This article originally appeared on Forbes.com
Players across the shipping industry recognize that it’s time to turn the ocean green.
No, nobody is about to dump dye into the water. This isn’t St. Patrick’s Day in FourKites’ hometown. Rather, the industry is beginning to grapple with the waste and pollution created by maritime shipping, with its heavily-laden ships fired by sulfuric sludge. Forward-thinking industry and regulatory leaders recognize that these externalities simply aren’t sustainable—for the environment, for business and beyond. For example, earlier this year, new International Maritime Organization (IMO) Carbon Intensity Indicator (CII) regulations have begun requiring shippers to measure how efficiently a ship transports goods or passengers, with thresholds becoming increasingly stringent toward 2030.
So, shipping is starting to clean up its act. But we’ve only just begun to chip away at the ocean pollution iceberg, and it will take an industry-wide effort to conquer it. While many shippers are investing in new low-carbon fuels, emissions-reduction technology and cleaner vessels, there is still a long way to go toward turning the ocean green. From new technologies to innovative logistics strategies, here are a few ways the industry is working toward tackling sustainability in ocean shipping.
Companies are increasingly getting a full report of what their emissions are—including Scope 1, 2 and 3 emissions—and working to diminish them over time. This is a result of increased regulations, such as the IMO’s CII rules, just as much as increased innovations and general interest surrouding sustainability.
This is progress, but it isn’t perfect. For example, many current emissions calculations only take weight into account, without considering other factors, such as whether a ship has sulfur-reducing exhaust scrubber systems in place or slow steams across the ocean to keep emissions down. Without fully understanding their emissions, companies’ efforts to tackle them may be inefficient.
And while many companies are complying with regulations and express interest in reducing emissions, their financial commitment is less enthusiastic. Many have not yet made the required investment in the equipment, technology and human expertise to truly vault this hurdle.
While older ships can be retrofitted with devices to lower emissions, many shippers have discovered that the quickest fix is just to go slower. According to Danish Ship Finance, a 10% drop in cruising speeds can slash fuel usage by almost 30%.
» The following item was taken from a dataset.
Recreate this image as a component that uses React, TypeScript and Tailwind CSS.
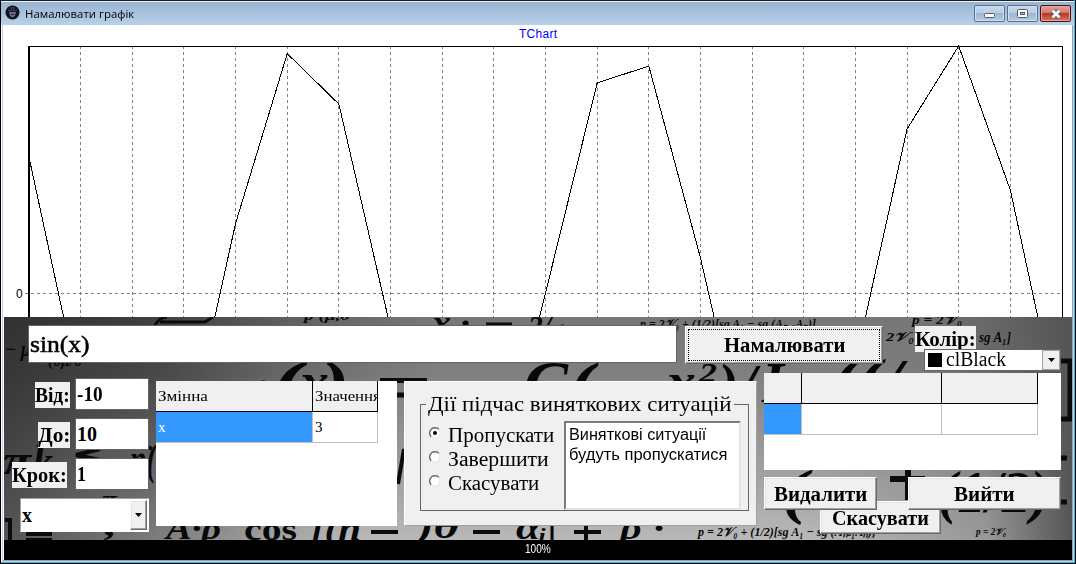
import React from "react";

const serif = "font-['Liberation_Serif',serif]";
const raised =
  "bg-[#f0f0f0] border border-t-white border-l-white border-r-[#696969] border-b-[#696969] shadow-[inset_-1px_-1px_0_#a0a0a0,inset_1px_1px_0_#e3e3e3]";

const samples = Array.from({ length: 21 }, (_, i) => i - 10);
const xPos = (v: number) => 545.5 + v * 51.65;
const yPos = (v: number) => 268 - v * 249.6;

function T({ w, className = "", children }: { w: number; className?: string; children: string }) {
  const ref = React.useRef<HTMLSpanElement>(null);
  React.useLayoutEffect(() => {
    const el = ref.current;
    if (!el) return;
    el.style.transform = `scaleX(${w / el.offsetWidth})`;
  }, [w]);
  return (
    <span className="block shrink-0" style={{ width: w }}>
      <span ref={ref} className={`inline-block origin-left whitespace-nowrap ${className}`}>{children}</span>
    </span>
  );
}

function Chart() {
  return (
    <svg className="block h-[292px] w-full" viewBox="4 0 1068 292" shapeRendering="crispEdges">
      <text x="519" y="13" fontSize="12" fill="#0000ff" textLength="38" fontFamily="Liberation Sans">TChart</text>
      <text x="16" y="273" fontSize="12" fill="#000" fontFamily="Liberation Sans">0</text>
      {samples.slice(1, 20).map((s) => (
        <line key={s} x1={Math.floor(xPos(s)) + 0.5} x2={Math.floor(xPos(s)) + 0.5} y1="21" y2="292" stroke="#808080" strokeDasharray="3 3" />
      ))}
      <line x1="25" x2="1062" y1="268.5" y2="268.5" stroke="#808080" strokeDasharray="3 3" />
      <path d="M29 21.5H1062.5V292" fill="none" stroke="#000" />
      <path d="M29 21V292" stroke="#000" strokeWidth="2" />
      <polyline points={samples.map((s) => `${xPos(s)},${yPos(Math.sin(s))}`).join(" ")} fill="none" stroke="#000" />
    </svg>
  );
}

function Formula({ x, y, s, w, up, children }: { x: number; y: number; s: number; w: number; up?: boolean; children: string }) {
  return (
    <text x={x} y={y} fontSize={s} textLength={w} lengthAdjust="spacingAndGlyphs" fontStyle={up ? "normal" : "italic"} fill="#080808">{children}</text>
  );
}

function Backdrop() {
  return (
    <svg className="absolute inset-0 h-full w-full" viewBox="4 317 1068 223" fontFamily="Liberation Serif" fontWeight="bold">
      <defs>
        <linearGradient id="base" x1="0" x2="1" y1="0" y2="0">
          <stop offset="0" stopColor="#323232" />
          <stop offset=".15" stopColor="#414141" />
          <stop offset=".27" stopColor="#606060" />
          <stop offset=".4" stopColor="#777" />
          <stop offset=".85" stopColor="#777" />
          <stop offset="1" stopColor="#555" />
        </linearGradient>
        <linearGradient id="low" x1="0" x2="1" y1="0" y2="0">
          <stop offset="0" stopColor="#555" />
          <stop offset=".17" stopColor="#858585" />
          <stop offset=".32" stopColor="#b8b8b8" />
          <stop offset=".75" stopColor="#b8b8b8" />
          <stop offset=".92" stopColor="#999" />
          <stop offset="1" stopColor="#555" />
        </linearGradient>
        <linearGradient id="fade" x1="0" x2="0" y1="0" y2="1">
          <stop offset="0" stopColor="#000" />
          <stop offset=".25" stopColor="#222" />
          <stop offset="1" stopColor="#fff" />
        </linearGradient>
        <mask id="lower"><rect x="4" y="317" width="1068" height="223" fill="url(#fade)" /></mask>
      </defs>
      <rect x="4" y="317" width="1068" height="223" fill="url(#base)" />
      <rect x="4" y="317" width="1068" height="223" fill="url(#low)" mask="url(#lower)" />
      <path d="M155 325Q160 317 167 317M160 322H205L213 317" fill="none" stroke="#0b0b0b" strokeWidth="3" />
      <Formula x={5} y={356} s={20} w={26}>− μ</Formula>
      <Formula x={48} y={366} s={14} w={34}>(0μ/0</Formula>
      <Formula x={304} y={320} s={13} w={46}>p (μ,0</Formula>
      <Formula x={432} y={334} s={34} w={38}>x ·</Formula>
      <path d="M486 324H512" stroke="#0b0b0b" strokeWidth="3" />
      <Formula x={528} y={336} s={30} w={38}>2/ ·</Formula>
      <Formula x={640} y={328} s={13} w={176}>p = 2𝒱₀ + (1/2)[sg A₁ − sg (Aₙ₋₁Aₙ)]</Formula>
      <Formula x={912} y={324} s={13} w={50}>p = 2𝒱₀</Formula>
      <Formula x={886} y={341} s={13} w={28}>2𝒱₀</Formula>
      <Formula x={979} y={342} s={14} w={32}>sg A₁]</Formula>
      <Formula x={243} y={404} s={50} w={22}>r</Formula>
      <Formula x={270} y={409} s={70} w={32}>(</Formula>
      <Formula x={299} y={397} s={48} w={30}>x</Formula>
      <Formula x={320} y={409} s={70} w={30}>)</Formula>
      <path d="M380 380.5H427M397 395H404" stroke="#0b0b0b" strokeWidth="5" />
      <Formula x={524} y={403} s={62} w={44}>C</Formula>
      <Formula x={568} y={408} s={66} w={26}>(</Formula>
      <Formula x={666} y={397} s={48} w={30}>x</Formula>
      <Formula x={699} y={382} s={28} w={18}>2</Formula>
      <Formula x={718} y={405} s={60} w={38}>)/</Formula>
      <Formula x={762} y={402} s={56} w={22}>I</Formula>
      <Formula x={832} y={400} s={60} w={70}>((/</Formula>
      <path d="M1061 361H1070V419H1061" fill="none" stroke="#0b0b0b" strokeWidth="5" />
      <Formula x={3} y={474} s={42} w={28}>π</Formula>
      <Formula x={33} y={476} s={44} w={20}>k</Formula>
      <path d="M111 434Q130 438 152 449M100 449L76 455L100 460" fill="none" stroke="#0b0b0b" strokeWidth="4" />
      <Formula x={130} y={474} s={44} w={26}>η(</Formula>
      <path d="M5 520H10V542M26 534H52M26 540H52M398 484L404 449" fill="none" stroke="#0b0b0b" strokeWidth="4" />
      <Formula x={102} y={507} s={24} w={15}>π</Formula>
      <Formula x={105} y={535} s={30} w={12}>,</Formula>
      <Formula x={166} y={539} s={32} w={66}>A·ρ′</Formula>
      <Formula x={244} y={540} s={31} w={53} up>cos</Formula>
      <Formula x={311} y={540} s={34} w={50}>[(n</Formula>
      <Formula x={417} y={538} s={34} w={42}>)θ</Formula>
      <Formula x={516} y={539} s={34} w={41}>αᵢ|</Formula>
      <path d="M371 532H398M473 532H500M574 532H601M586 526V540" stroke="#0b0b0b" strokeWidth="4" />
      <Formula x={620} y={539} s={34} w={44}>ρ′·</Formula>
      <Formula x={782} y={512} s={62} w={26}>(</Formula>
      <Formula x={805} y={508} s={56} w={32}>x</Formula>
      <path d="M890 479H925M908 466V500" stroke="#0b0b0b" strokeWidth="6" />
      <Formula x={938} y={512} s={60} w={112}>(1/2)</Formula>
      <path d="M1061 458H1067M1061 502H1067" stroke="#0b0b0b" strokeWidth="5" />
      <Formula x={698} y={536} s={13} w={178}>p = 2𝒱₀ + (1/2)[sg A₁ − sg (Aₙ₋₁Aₙ)]</Formula>
      <Formula x={976} y={535} s={10} w={30}>p = 2𝒱₀</Formula>
    </svg>
  );
}

function Field({ label, lw, tw, value, vw }: { label: string; lw: string; tw: number; value: string; vw: number }) {
  return (
    <div className="flex h-8 w-[137px] items-start justify-end">
      <div className={`${lw} mt-1 h-[26px] bg-[#f0f0f0]`}>
        <T w={tw} className="text-[20px] font-bold leading-[27px]">{label}</T>
      </div>
      <div className="h-8 w-[74px] border border-[#646464] bg-white pl-px">
        <T w={vw} className="text-[20px] font-bold leading-[30px]">{value}</T>
      </div>
    </div>
  );
}

function Radio({ label, w, on = false }: { label: string; w: number; on?: boolean }) {
  return (
    <div className="flex h-6 gap-[7px]">
      <svg className="mt-[5px]" width="12" height="12" viewBox="0 0 12 12">
        <circle cx="6" cy="6" r="5.2" fill="#fff" stroke="#e3e3e3" />
        <path d="M2.2 9.8A5.3 5.3 0 0 1 9.8 2.2" fill="none" stroke="#777" strokeWidth="1.5" />
        {on && <circle cx="6" cy="6" r="2" />}
      </svg>
      <T w={w} className="text-[20px] leading-[26px]">{label}</T>
    </div>
  );
}

function Panel() {
  return (
    <div className={`relative h-[223px] overflow-hidden text-black ${serif}`}>
      <Backdrop />
      <div className="relative flex h-14 pl-6 pt-2">
        <div className="h-[38px] w-[649px] border border-[#646464] bg-white pl-px">
          <T w={60} className="text-[23px] leading-[38px] [-webkit-text-stroke:0.5px_black]">sin(x)</T>
        </div>
        <div className={`ml-2 mt-px h-[38px] w-[198px] p-[2px] ${raised}`}>
          <div className="flex h-full items-center justify-center border border-dotted border-black pt-[2px]">
            <T w={121} className="text-[20px] font-bold leading-6">Намалювати</T>
          </div>
        </div>
        <div className="relative ml-8 mt-px h-[45px] w-[146px]">
          <div className="h-[26px] w-[61px] bg-[#f0f0f0]">
            <T w={61} className="text-[20px] font-bold leading-[27px]">Колір:</T>
          </div>
          <div className="absolute left-[9px] top-[23px] flex h-[22px] w-[137px] items-center border border-[#646464] bg-white pl-[3px]">
            <div className="mr-[4px] h-[14px] w-[14px] bg-black" />
            <T w={60} className="text-[20px] leading-[22px]">clBlack</T>
            <div className="ml-auto flex h-5 w-[18px] items-center justify-center border border-[#a0a0a0] bg-[#f0f0f0]">
              <svg width="7" height="4"><path d="M0 0H7L3.5 4Z" /></svg>
            </div>
          </div>
        </div>
      </div>
      <div className="relative flex items-start pl-2">
        <div className="flex w-[137px] flex-col gap-2 pt-[5px]">
          <Field label="Від:" lw="mr-[5px] w-[35px]" tw={35} value="-10" vw={26} />
          <Field label="До:" lw="mr-[5px] w-8" tw={32} value="10" vw={20} />
          <Field label="Крок:" lw="mr-2 w-[55px]" tw={55} value="1" vw={9} />
          <div className="ml-2 flex h-[34px] w-[129px] border border-t-[#a0a0a0] border-l-[#a0a0a0] border-r-white border-b-white bg-white p-px">
            <T w={10} className="text-[20px] font-bold leading-[31px]">x</T>
            <div className={`ml-auto flex w-[17px] items-center justify-center ${raised}`}>
              <svg width="7" height="4"><path d="M0 0H7L3.5 4Z" /></svg>
            </div>
          </div>
        </div>
        <div className="ml-[7px] mt-2 h-[145px] w-[241px] bg-white">
          <div className="flex h-[31px] w-[222px] border-b border-black bg-[#f0f0f0] leading-[29px]">
            <div className="w-[157px] border-r border-black pl-[2px]"><T w={50} className="text-[14px]">Змінна</T></div>
            <div className="w-[65px] overflow-hidden border-r border-black pl-[2px]"><T w={66} className="text-[14px]">Значення</T></div>
          </div>
          <div className="flex h-[31px] w-[222px] border-b border-[#c0c0c0] leading-[29px]">
            <div className="w-[157px] border-r border-[#c0c0c0] bg-[#3399ff] pl-[2px] text-white"><T w={8} className="text-[15px]">x</T></div>
            <div className="w-[65px] border-r border-[#c0c0c0] pl-[2px]"><T w={8} className="text-[15px]">3</T></div>
          </div>
        </div>
        <div className="ml-[7px] mt-2 h-[145px] w-[353px] border border-t-white border-l-white border-r-[#a0a0a0] border-b-[#a0a0a0] bg-[#f0f0f0] pl-[15px] pt-[9px]">
          <fieldset className="flex h-[120px] w-[329px] border border-[#646464] pl-2">
            <legend className="-ml-[3px] h-[26px] px-[2px]">
              <T w={304} className="text-[21px] leading-[27px]">Дії підчас виняткових ситуацій</T>
            </legend>
            <div className="mt-[5px] w-[135px]">
              <Radio label="Пропускати" w={106} on />
              <Radio label="Завершити" w={101} />
              <Radio label="Скасувати" w={91} />
            </div>
            <div className="mt-[4px] h-[89px] w-[177px] border-2 border-t-[#7c7c7c] border-l-[#7c7c7c] border-r-[#e3e3e3] border-b-[#e3e3e3] bg-white pl-[3px] pt-[2px] font-['Liberation_Sans',sans-serif] text-[16px] leading-5">
              <T w={137}>Виняткові ситуації</T>
              <T w={159}>будуть пропускатися</T>
            </div>
          </fieldset>
        </div>
        <div className="ml-[7px] w-[297px]">
          <div className="h-[97px] bg-white">
            <div className="flex h-[31px] w-[274px] border-b border-black bg-[#f0f0f0]">
              <div className="w-[38px] border-r border-black" />
              <div className="w-[140px] border-r border-black" />
              <div className="w-24 border-r border-black" />
            </div>
            <div className="flex h-[31px] w-[274px] border-b border-[#c0c0c0]">
              <div className="w-[38px] border-r border-[#c0c0c0] bg-[#3399ff]" />
              <div className="w-[140px] border-r border-[#c0c0c0]" />
              <div className="w-24 border-r border-[#c0c0c0]" />
            </div>
          </div>
          <div className="relative mt-[7px] flex justify-between">
            <div className={`absolute left-14 top-6 flex h-[33px] w-[121px] items-center justify-center pt-[2px] ${raised}`}>
              <T w={97} className="text-[20px] font-bold leading-6">Скасувати</T>
            </div>
            <div className={`relative flex h-[33px] w-[113px] items-center justify-center pt-[2px] ${raised}`}>
              <T w={93} className="text-[20px] font-bold leading-6">Видалити</T>
            </div>
            <div className={`relative flex h-[33px] w-[153px] items-center justify-center pt-[2px] ${raised}`}>
              <T w={61} className="text-[20px] font-bold leading-6">Вийти</T>
            </div>
          </div>
        </div>
      </div>
    </div>
  );
}

function TitleBar() {
  const btn =
    "flex h-[17px] w-[31px] items-center justify-center rounded-[2px] border border-[#59708a] bg-[linear-gradient(#c5d7ea_0%,#b9cde2_48%,#9cb6d3_50%,#b4cbe4_100%)] shadow-[inset_0_0_0_1px_#d2e1f1]";
  return (
    <div className="flex h-[25px] shrink-0 items-start border-t border-[#1d1d26] bg-[linear-gradient(#eef4fb_0,#eef4fb_1px,#98b4d2_1px,#b9d1ea_100%)] pl-[4px] pr-[3px] pt-1">
      <svg width="15" height="15" viewBox="0 0 15 15">
        <circle cx="7.5" cy="7.5" r="7" fill="#11121a" />
        <path d="M3 5L6 6L7.5 4L9 6L12 5M5 3H10" fill="none" stroke="#4a5178" />
        <path d="M4 7H11L10 11L7.5 12.5L5 11Z" fill="#686e94" />
        <path d="M6 9.5H9" stroke="#20222e" />
      </svg>
      <div className="ml-[5px] mt-px font-['Open_Sans',sans-serif] text-[11px] leading-[15px] text-black"><T w={109}>Намалювати графік</T></div>
      <div className="ml-auto flex gap-[2px]">
        <div className={btn}><svg className="mt-[3px]" width="11" height="5"><rect x=".5" y=".5" width="10" height="4" rx="1" fill="#fff" stroke="#555b6e" /></svg></div>
        <div className={btn}><svg width="11" height="9"><rect x=".5" y=".5" width="10" height="8" rx="1" fill="#fff" stroke="#555b6e" /><rect x="3.5" y="3.5" width="4" height="2" fill="#a8bdd6" stroke="#555b6e" /></svg></div>
        <div className="flex h-[17px] w-[31px] items-center justify-center rounded-[2px] border border-[#4a101c] bg-[linear-gradient(#e3a499_0%,#d0766a_48%,#b93524_50%,#d2745c_100%)] shadow-[inset_0_0_0_1px_#e5a598]">
          <svg width="12" height="10" viewBox="0 0 12 10"><path d="M2.5 1.5L9.5 8.5M9.5 1.5L2.5 8.5" stroke="#555b6e" strokeWidth="4.6" /><path d="M2.5 1.5L9.5 8.5M9.5 1.5L2.5 8.5" stroke="#fff" strokeWidth="2.8" /></svg>
        </div>
      </div>
    </div>
  );
}

export default function App() {
  return (
    <div className="h-[564px] w-[1076px] overflow-hidden border-b border-l border-r border-black bg-white">
      <div className="flex h-[563px] flex-col border-b border-r border-b-[#21c3e8] border-r-[#21c3e8]">
        <TitleBar />
        <div className="ml-px flex h-[537px] flex-col border-b border-l border-r border-[#b9d1ea]">
          <div className="flex flex-col border-r border-[#a0a0a0] pl-px">
            <Chart />
            <Panel />
            <div className="flex h-5 justify-center bg-black pt-px font-['Liberation_Sans',sans-serif] text-[12px] leading-[17px] text-white"><T w={26}>100%</T></div>
          </div>
          <div className="h-px bg-[#a0a0a0]" />
        </div>
      </div>
    </div>
  );
}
The practice seems to be working quite well. Rather than racing across the ocean and sitting in anchorage until their unloading appointment, ships can take their time and make it just in time—saving fuel and money in the process. In fact, during last year’s congestion, the Ports of Los Angeles and Long Beach had incoming ships steam more slowly if they knew they would be idling once they arrived.
Of course, this “just in time” estimate is only as precise as the data shippers use to calculate it. With historical data and benchmarking, shippers can have a much more accurate view of their lanes, the percentage of journeys that were on-time versus under or over time, and other data points to help them keep their journeys as slow and smooth as possible.
One recent regulation that has worked is the International Convention for the Safety of Life at Sea (SOLAS) Verified Gross Mass (VGM) declaration, which requires a carrier to weigh cargo before loading.
This matters a lot when it comes to waste. Before the regulations went into effect in 2016, carriers would often simply guess how heavy a container was, meaning ships weren’t always loaded evenly on each side. When a tilted ship hits rough seas, containers full of valuable goods can slide right off.
Today, technology is doing even more to help shippers avoid this kind of waste. Today’s smart indicators can monitor a ship’s tilt as well as refrigerator temperature (especially important when there are delays), condensation, impact and other factors that might lead to cargo spoilage and damage.
From autonomous and automated navigational technologies to alternative fuels and exhaust mission technologies, the industry is burgeoning with next-generation solutions that will help usher in green ocean shipping. They’re even bringing back some ingenious last-generation solutions—sails, anyone?
Of course, all these new technologies come at a cost. Yara, a client of ours, has a zero-emission cargo ship that is beautiful and full of promise, but it is not yet an affordable option for every company around the globe. However, we should look toward historical patterns around similar technologies—in particular, electric cars—to see what the future might hold; as we continue to capture economies of scale, electric cars are becoming affordable and ubiquitous. It’s an encouraging sign of what’s to come.
The journey will be long and not without some rough seas. But from exciting innovations to essential regulations, maritime shipping is slowly steering itself toward sustainability. It’s spurred on by growing inclinations among today’s conscious customers to put their dollars toward greener alternatives—which is, perhaps, the strongest motivator of all. Altogether, the industry is en route toward making the ocean a whole lot greener.